For early July, the weather felt almost suspiciously reasonable. The heat stayed manageable, and the mosquitoes, which generally believe every warm-blooded creature exists entirely for their convenience, were almost completely absent. Nature, however, rarely misses an opportunity to surprise you.
The ground was moving.
Not in any dramatic geological sense. Every stretch of damp shoreline was covered with tiny shore flies. Every step, every splash through a puddle, every little breeze sent them rolling across the mud in rippling waves. At first glance it looked like one of those Indiana Jones scenes where somebody has made a catastrophic decision and is about to disappear beneath a carpet of crawling things.

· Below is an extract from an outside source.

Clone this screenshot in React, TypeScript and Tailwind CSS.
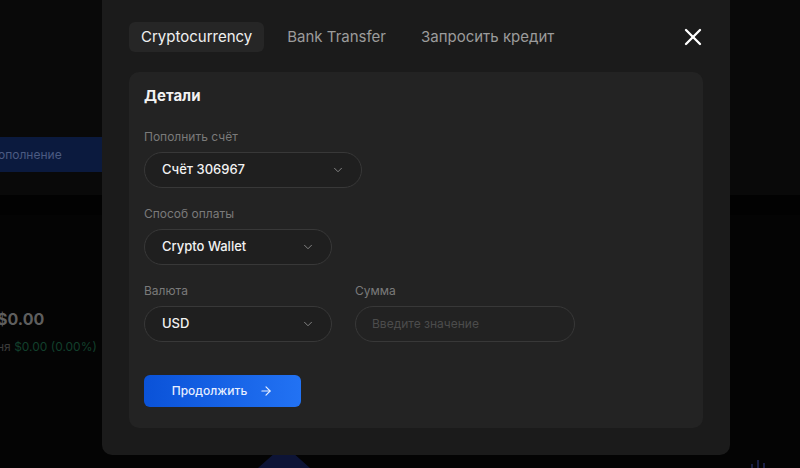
import { ChevronDown, ArrowRight, X } from "lucide-react";

const FONT = { fontFamily: "Inter, 'Noto Sans', sans-serif" };

const TABS = ["Cryptocurrency", "Bank Transfer", "Запросить кредит"];

function Select({ value, width }: { value: string; width: string }) {
  return (
    <div
      className={`flex h-9 ${width} items-center justify-between rounded-full border border-[#383838] bg-[#1f1f1f] pl-[17px] pr-[16px]`}
    >
      <span className="text-[13px] font-medium text-[#f2f2f2]">{value}</span>
      <ChevronDown className="h-[14px] w-[14px] text-[#8a8a8a]" strokeWidth={1.6} />
    </div>
  );
}

function Label({ children }: { children: string }) {
  return <div className="h-[14px] text-[12px] leading-[14px] text-[#7a7a7a]">{children}</div>;
}

export default function App() {
  return (
    <div className="relative h-[468px] w-[800px] overflow-hidden bg-[#040404]" style={FONT}>
      {/* page behind the dialog */}
      <div className="flex h-full flex-col">
        <div className="flex h-[195px] flex-col bg-[#090909]">
          <div className="h-[137px]" />
          <div className="flex h-[35px] w-[110px] items-center bg-[#0b1a3e] text-[12px] text-[#4b5b82]">
            <span className="-ml-[2px]">ополнение</span>
          </div>
        </div>
        <div className="h-[20px] bg-[#020202]" />
        <div className="flex flex-col pt-[94px]">
          <div className="-ml-[3px] text-[16px] font-bold leading-5 text-[#5e5e5e]">$0.00</div>
          <div className="mt-[9px] -ml-[3px] text-[12px] text-[#3c3c3c]">
            ня <span className="text-[#12402c]">$0.00 (0.00%)</span>
          </div>
        </div>
      </div>
      <svg className="absolute bottom-0 left-[258px]" width="52" height="16" viewBox="0 0 52 16">
        <path d="M18 0 H34 L52 16 H0 Z" fill="#0d1436" />
      </svg>
      <svg className="absolute bottom-0 left-[742px]" width="30" height="10" viewBox="0 0 30 10">
        <path d="M10 10 V6 M16 10 V2 M22 10 V5" stroke="#1a1f44" strokeWidth="2" />
      </svg>

      {/* dialog */}
      <div className="absolute left-[102px] top-0 flex h-[455px] w-[628px] flex-col rounded-b-[10px] bg-[#1b1b1b] px-[27px] pb-[27px] pt-[22px]">
        <div className="flex h-[30px] items-center">
          <div className="flex items-center gap-[11px]">
            {TABS.map((t, i) => (
              <button
                key={t}
                className={`h-[30px] rounded-md px-3 text-[15px] ${
                  i === 0 ? "bg-[#262626] text-[#f0f0f0]" : "text-[#9c9c9c]"
                }`}
              >
                {t}
              </button>
            ))}
          </div>
          <X className="ml-auto mr-[-4px] h-7 w-7 text-white" strokeWidth={2} />
        </div>

        <div className="mt-5 flex flex-1 flex-col rounded-[10px] bg-[#232323] px-[15px] pt-[15px]">
          <div className="text-[15px] font-bold leading-[18px] text-[#f2f2f2]">Детали</div>

          <div className="mt-[25px] flex flex-col gap-2">
            <Label>Пополнить счёт</Label>
            <Select value="Счёт 306967" width="w-[218px]" />
          </div>

          <div className="mt-[19px] flex flex-col gap-2">
            <Label>Способ оплаты</Label>
            <Select value="Crypto Wallet" width="w-[188px]" />
          </div>

          <div className="mt-[19px] flex gap-[23px]">
            <div className="flex flex-col gap-2">
              <Label>Валюта</Label>
              <Select value="USD" width="w-[188px]" />
            </div>
            <div className="flex flex-col gap-2">
              <Label>Сумма</Label>
              <div className="flex h-9 w-[220px] items-center rounded-full border border-[#383838] bg-[#222] pl-[16px]">
                <span className="text-[12px] text-[#4c4c4c]">Введите значение</span>
              </div>
            </div>
          </div>

          <button className="mt-[33px] flex h-8 w-[157px] items-center justify-center gap-3 rounded-md bg-gradient-to-r from-[#0a52d8] to-[#2272f3] text-[12px] font-medium text-[#e8efff]">
            Продолжить
            <ArrowRight className="h-[14px] w-[14px]" strokeWidth={2} />
          </button>
        </div>
      </div>
    </div>
  );
}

During the summer, shore flies can appear in astonishing numbers feeding on algae along the shoreline before becoming lunch for the millions of migratory birds that depend on the Great Salt Lake. Gulls, stilts, avocets, phalaropes, grebes. What looked like something from a horror movie turned out to be one small piece of an ecosystem that’s been quietly doing its job for thousands of years.
Our running commentary for the next several minutes was remarkably sophisticated.
“Creepy.”
“…but cool.”
As it turns out, the flies were completely harmless to both people and dogs, which made it much easier to appreciate the spectacle.

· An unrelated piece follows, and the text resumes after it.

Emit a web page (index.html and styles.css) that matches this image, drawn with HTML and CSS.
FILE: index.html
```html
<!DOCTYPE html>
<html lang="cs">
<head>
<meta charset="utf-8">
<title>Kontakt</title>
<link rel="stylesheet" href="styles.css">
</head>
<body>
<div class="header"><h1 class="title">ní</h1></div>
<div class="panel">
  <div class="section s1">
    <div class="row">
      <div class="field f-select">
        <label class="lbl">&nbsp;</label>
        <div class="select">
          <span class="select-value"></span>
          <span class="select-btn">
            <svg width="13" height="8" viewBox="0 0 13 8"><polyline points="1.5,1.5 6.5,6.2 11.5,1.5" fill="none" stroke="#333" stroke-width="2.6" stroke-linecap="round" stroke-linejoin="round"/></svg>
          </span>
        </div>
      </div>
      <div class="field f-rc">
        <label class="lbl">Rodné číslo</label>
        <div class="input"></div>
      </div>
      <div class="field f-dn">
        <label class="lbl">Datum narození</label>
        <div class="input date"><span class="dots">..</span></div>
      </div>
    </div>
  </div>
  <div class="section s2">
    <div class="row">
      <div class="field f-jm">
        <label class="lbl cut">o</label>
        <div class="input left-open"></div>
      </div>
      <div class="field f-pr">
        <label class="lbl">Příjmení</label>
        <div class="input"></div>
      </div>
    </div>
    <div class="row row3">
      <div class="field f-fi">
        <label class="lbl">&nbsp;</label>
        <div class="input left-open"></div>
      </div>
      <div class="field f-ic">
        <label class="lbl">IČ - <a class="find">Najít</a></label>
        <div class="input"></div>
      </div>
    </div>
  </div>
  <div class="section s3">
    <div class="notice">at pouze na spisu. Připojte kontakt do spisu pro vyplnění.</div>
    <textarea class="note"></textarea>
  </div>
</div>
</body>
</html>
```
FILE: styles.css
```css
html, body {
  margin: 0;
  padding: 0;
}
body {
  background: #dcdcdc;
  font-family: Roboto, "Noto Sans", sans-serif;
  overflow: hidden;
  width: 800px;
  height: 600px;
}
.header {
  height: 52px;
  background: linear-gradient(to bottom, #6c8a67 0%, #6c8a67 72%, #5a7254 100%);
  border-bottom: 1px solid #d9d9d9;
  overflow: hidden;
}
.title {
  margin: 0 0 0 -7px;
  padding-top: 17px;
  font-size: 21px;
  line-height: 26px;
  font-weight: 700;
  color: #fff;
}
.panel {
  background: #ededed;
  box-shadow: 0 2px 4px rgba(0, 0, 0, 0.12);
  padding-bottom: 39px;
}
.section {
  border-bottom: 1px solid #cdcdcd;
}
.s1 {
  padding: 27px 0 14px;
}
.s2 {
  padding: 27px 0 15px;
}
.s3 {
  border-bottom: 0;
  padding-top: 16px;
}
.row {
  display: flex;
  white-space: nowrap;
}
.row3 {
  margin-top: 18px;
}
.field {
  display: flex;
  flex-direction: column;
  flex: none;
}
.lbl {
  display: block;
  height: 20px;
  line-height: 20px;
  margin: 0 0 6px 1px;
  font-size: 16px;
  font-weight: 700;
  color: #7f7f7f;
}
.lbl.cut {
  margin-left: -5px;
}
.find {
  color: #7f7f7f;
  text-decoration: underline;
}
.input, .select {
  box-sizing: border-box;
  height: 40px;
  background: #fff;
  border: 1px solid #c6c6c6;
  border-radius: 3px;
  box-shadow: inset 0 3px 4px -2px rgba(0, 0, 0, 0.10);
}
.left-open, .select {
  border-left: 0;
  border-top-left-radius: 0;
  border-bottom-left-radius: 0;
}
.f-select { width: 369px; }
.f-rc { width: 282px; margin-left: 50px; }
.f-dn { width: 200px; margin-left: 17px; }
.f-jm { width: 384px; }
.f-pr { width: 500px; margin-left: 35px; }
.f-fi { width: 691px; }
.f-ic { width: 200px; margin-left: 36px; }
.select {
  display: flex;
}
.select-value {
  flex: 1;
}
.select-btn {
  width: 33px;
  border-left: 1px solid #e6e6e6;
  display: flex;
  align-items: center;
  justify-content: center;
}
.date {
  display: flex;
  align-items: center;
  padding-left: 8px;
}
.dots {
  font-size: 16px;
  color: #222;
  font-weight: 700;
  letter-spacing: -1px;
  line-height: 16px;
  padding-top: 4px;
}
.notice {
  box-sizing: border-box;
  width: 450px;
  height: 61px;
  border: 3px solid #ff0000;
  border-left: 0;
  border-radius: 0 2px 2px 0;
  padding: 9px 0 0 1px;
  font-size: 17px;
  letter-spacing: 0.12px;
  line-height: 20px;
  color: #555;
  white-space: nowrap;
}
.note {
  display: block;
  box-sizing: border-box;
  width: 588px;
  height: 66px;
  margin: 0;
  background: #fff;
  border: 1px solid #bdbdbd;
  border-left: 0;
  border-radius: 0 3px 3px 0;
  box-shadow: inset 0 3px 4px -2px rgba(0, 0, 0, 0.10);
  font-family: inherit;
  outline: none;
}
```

The Great Salt Lake is full of wonderfully strange things once you stop assuming they’re trying to kill you. (Don’t make the same assumption about the bison. They are big on personal space. They are actually big on everything! But really, don’t pet the “furry cows.”)

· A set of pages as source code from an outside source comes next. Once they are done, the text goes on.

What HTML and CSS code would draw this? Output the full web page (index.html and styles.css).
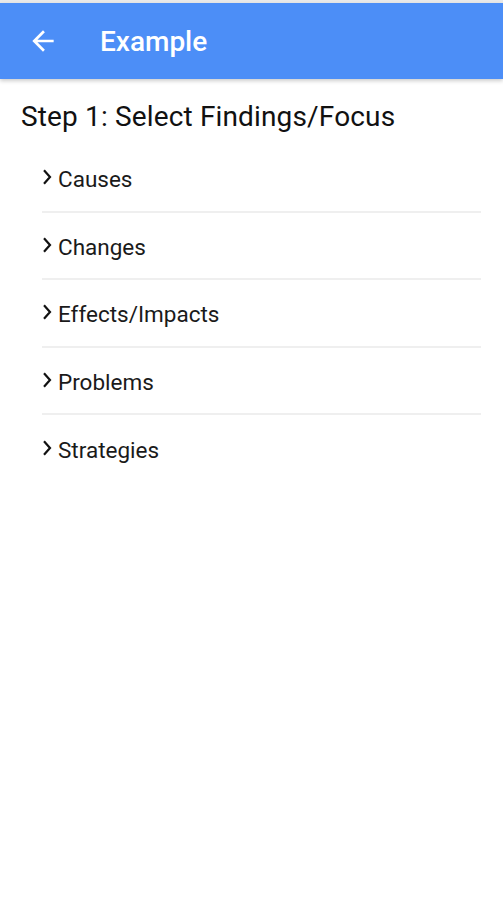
FILE: index.html
```html
<!DOCTYPE html>
<html>
<head>
<meta charset="utf-8">
<link rel="stylesheet" href="styles.css">
</head>
<body>
<div class="status"></div>
<header class="appbar">
  <svg class="back" width="32" height="32" viewBox="0 0 24 24"><path d="M20 11H7.83l5.59-5.59L12 4l-8 8 8 8 1.41-1.41L7.83 13H20v-2z" fill="#fff"/></svg>
  <h1 class="title">Example</h1>
</header>
<main class="content">
  <h2 class="step">Step 1: Select Findings/Focus</h2>
  <ul class="list">
    <li class="item"><svg class="chev" width="10" height="16" viewBox="0 0 10 16"><path d="M2 1.2l6 6.8-6 6.8" fill="none" stroke="#111" stroke-width="2.2"/></svg><span>Causes</span></li>
    <li class="item"><svg class="chev" width="10" height="16" viewBox="0 0 10 16"><path d="M2 1.2l6 6.8-6 6.8" fill="none" stroke="#111" stroke-width="2.2"/></svg><span>Changes</span></li>
    <li class="item"><svg class="chev" width="10" height="16" viewBox="0 0 10 16"><path d="M2 1.2l6 6.8-6 6.8" fill="none" stroke="#111" stroke-width="2.2"/></svg><span>Effects/Impacts</span></li>
    <li class="item"><svg class="chev" width="10" height="16" viewBox="0 0 10 16"><path d="M2 1.2l6 6.8-6 6.8" fill="none" stroke="#111" stroke-width="2.2"/></svg><span>Problems</span></li>
    <li class="item last"><svg class="chev" width="10" height="16" viewBox="0 0 10 16"><path d="M2 1.2l6 6.8-6 6.8" fill="none" stroke="#111" stroke-width="2.2"/></svg><span>Strategies</span></li>
  </ul>
</main>
</body>
</html>
```
FILE: styles.css
```css
html, body {
  margin: 0;
  padding: 0;
  background: #fff;
  font-family: Roboto, "Liberation Sans", sans-serif;
}
.status {
  height: 3px;
  background: #e9e9e9;
}
.appbar {
  height: 76px;
  background: #4c8ef7;
  display: flex;
  align-items: center;
  padding-left: 27px;
  box-shadow: 0 2px 4px rgba(0,0,0,0.2);
  position: relative;
}
.back {
  flex: none;
}
.title {
  margin: 2px 0 0 41px;
  color: #fff;
  font-size: 28px;
  font-weight: 500;
  line-height: 36px;
}
.content {
  padding: 20px 22px 0 21px;
}
.step {
  margin: 0;
  font-size: 28px;
  font-weight: 400;
  letter-spacing: 0.15px;
  color: #111;
  line-height: 36px;
}
.list {
  list-style: none;
  margin: 10px 0 0 21px;
  padding: 0;
}
.item {
  display: flex;
  align-items: center;
  box-sizing: border-box;
  height: 67.5px;
  padding-top: 3px;
  border-bottom: 2px solid #efefef;
  font-size: 22.5px;
  color: #1a1a1a;
}
.item.last {
  border-bottom: none;
}
.chev {
  flex: none;
  margin-right: 6px;
  margin-top: -4px;
}
```
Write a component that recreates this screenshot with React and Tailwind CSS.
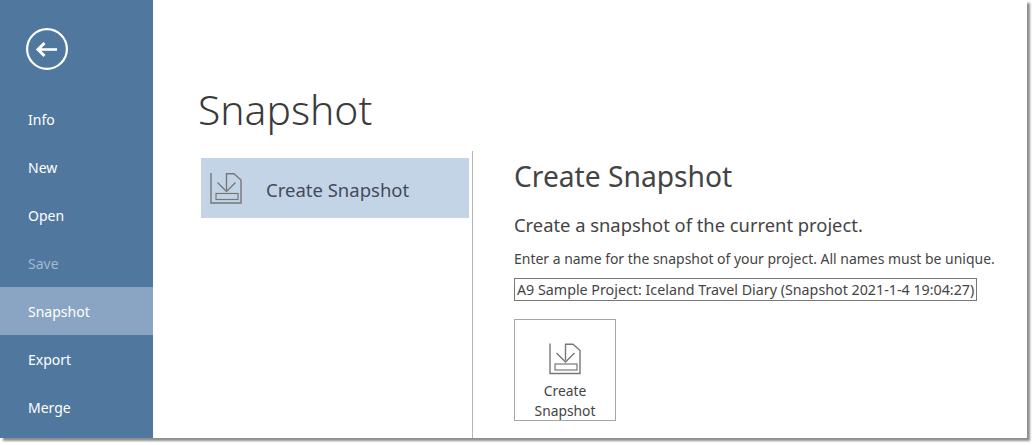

Once we’d gotten over the initial surprise, Tucker and Darwin did exactly what dogs should do. They charged through the shallows, covered themselves in mud, and repeatedly exploded through clouds of flies that lifted around them before settling back onto the shoreline. Neither dog spared the insects much thought. There was water to splash in, mud to wear proudly, and new smells arriving with every few feet of shoreline.
Somewhere along the way, I forgot all about black-and-white photography. I’d headed out looking for shapes, contrast, and dramatic skies, and I even came home with a few black-and-white frames that I still like. But the more I looked through the photos, the more obvious it became that this wasn’t a black-and-white evening. The warm light on wet fur, the pale blue Stansburys across the lake, the silver water, and even those improbable little shore flies all belonged together. Take away the color and you still have a good photograph. Leave it in, and you have the memory of standing on the edge of the Great Salt Lake in July.
That’s one of the reasons I keep going back to Antelope Island. You can make plans, scout locations, and convince yourself you know what you’re looking for, but the island has never shown much interest in cooperating. Sometimes it’s bison deciding they’ve had enough of your presence. Sometimes it’s weather that ignores the forecast. This time it was a shoreline that seemed to move under our feet and two dogs who were far too busy enjoying themselves to care what kind of photographs I thought I was making.
Tucker and Darwin eventually made a stop at the self-serve dog wash, where several pounds of Great Salt Lake mud returned to the drainage system. The shore flies settled back onto the algae, the birds kept patrolling the shoreline, and the evening carried on exactly as if we’d never been there.
The Great Salt Lake keeps being gloriously, unapologetically strange.
And I’ll definitely be coming back.
This probably won’t be my last post about the wonderfully strange corners of the Great Salt Lake. There’s still the microbialites, the brine shrimp, and the bison… although I’d recommend admiring the last group from a respectful distance.